Data lines –
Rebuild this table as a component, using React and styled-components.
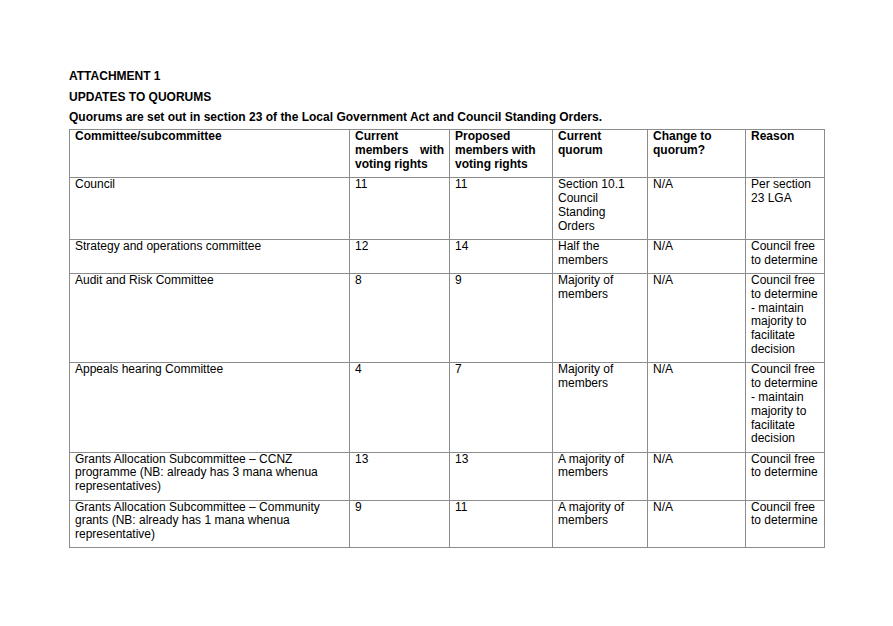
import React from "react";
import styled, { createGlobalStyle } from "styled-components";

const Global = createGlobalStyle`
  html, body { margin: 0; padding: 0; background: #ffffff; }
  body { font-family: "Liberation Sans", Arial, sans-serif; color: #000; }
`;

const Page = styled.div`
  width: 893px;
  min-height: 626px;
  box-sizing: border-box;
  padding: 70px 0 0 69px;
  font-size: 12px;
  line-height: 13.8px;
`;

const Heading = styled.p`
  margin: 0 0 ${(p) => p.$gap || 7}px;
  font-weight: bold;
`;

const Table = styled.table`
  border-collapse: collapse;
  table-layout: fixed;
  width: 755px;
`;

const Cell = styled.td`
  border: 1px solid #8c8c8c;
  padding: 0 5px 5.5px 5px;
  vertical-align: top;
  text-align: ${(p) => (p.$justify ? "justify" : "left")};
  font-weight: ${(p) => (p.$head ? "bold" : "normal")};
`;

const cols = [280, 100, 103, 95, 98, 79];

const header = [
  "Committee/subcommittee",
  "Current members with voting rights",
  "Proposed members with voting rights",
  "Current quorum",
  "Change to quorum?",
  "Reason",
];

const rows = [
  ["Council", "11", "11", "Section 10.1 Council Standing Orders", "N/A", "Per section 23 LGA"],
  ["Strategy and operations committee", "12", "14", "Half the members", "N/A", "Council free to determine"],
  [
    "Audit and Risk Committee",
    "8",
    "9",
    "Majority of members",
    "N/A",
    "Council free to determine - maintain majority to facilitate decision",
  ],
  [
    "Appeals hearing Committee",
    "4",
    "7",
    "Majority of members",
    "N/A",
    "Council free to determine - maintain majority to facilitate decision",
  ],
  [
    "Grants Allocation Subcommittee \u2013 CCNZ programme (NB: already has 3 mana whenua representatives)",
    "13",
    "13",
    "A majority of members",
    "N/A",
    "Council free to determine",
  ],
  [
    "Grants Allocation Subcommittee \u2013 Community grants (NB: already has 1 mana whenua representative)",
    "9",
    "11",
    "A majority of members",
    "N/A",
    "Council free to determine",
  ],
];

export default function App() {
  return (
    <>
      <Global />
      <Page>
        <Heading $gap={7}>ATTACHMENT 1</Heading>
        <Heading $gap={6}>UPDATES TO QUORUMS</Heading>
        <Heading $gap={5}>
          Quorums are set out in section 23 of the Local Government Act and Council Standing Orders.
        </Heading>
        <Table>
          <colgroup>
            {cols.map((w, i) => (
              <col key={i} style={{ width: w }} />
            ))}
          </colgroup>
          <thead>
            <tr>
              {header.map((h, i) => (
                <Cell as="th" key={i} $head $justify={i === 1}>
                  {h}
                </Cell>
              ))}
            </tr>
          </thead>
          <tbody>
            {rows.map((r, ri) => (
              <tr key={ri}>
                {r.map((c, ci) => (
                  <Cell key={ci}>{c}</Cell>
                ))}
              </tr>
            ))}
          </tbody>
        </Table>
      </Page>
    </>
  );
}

Written request –
Which lines include the word "components"? List them all.

Answer below –
Rebuild this table as a component, using React and styled-components.
import styled, { createGlobalStyle } from "styled-components";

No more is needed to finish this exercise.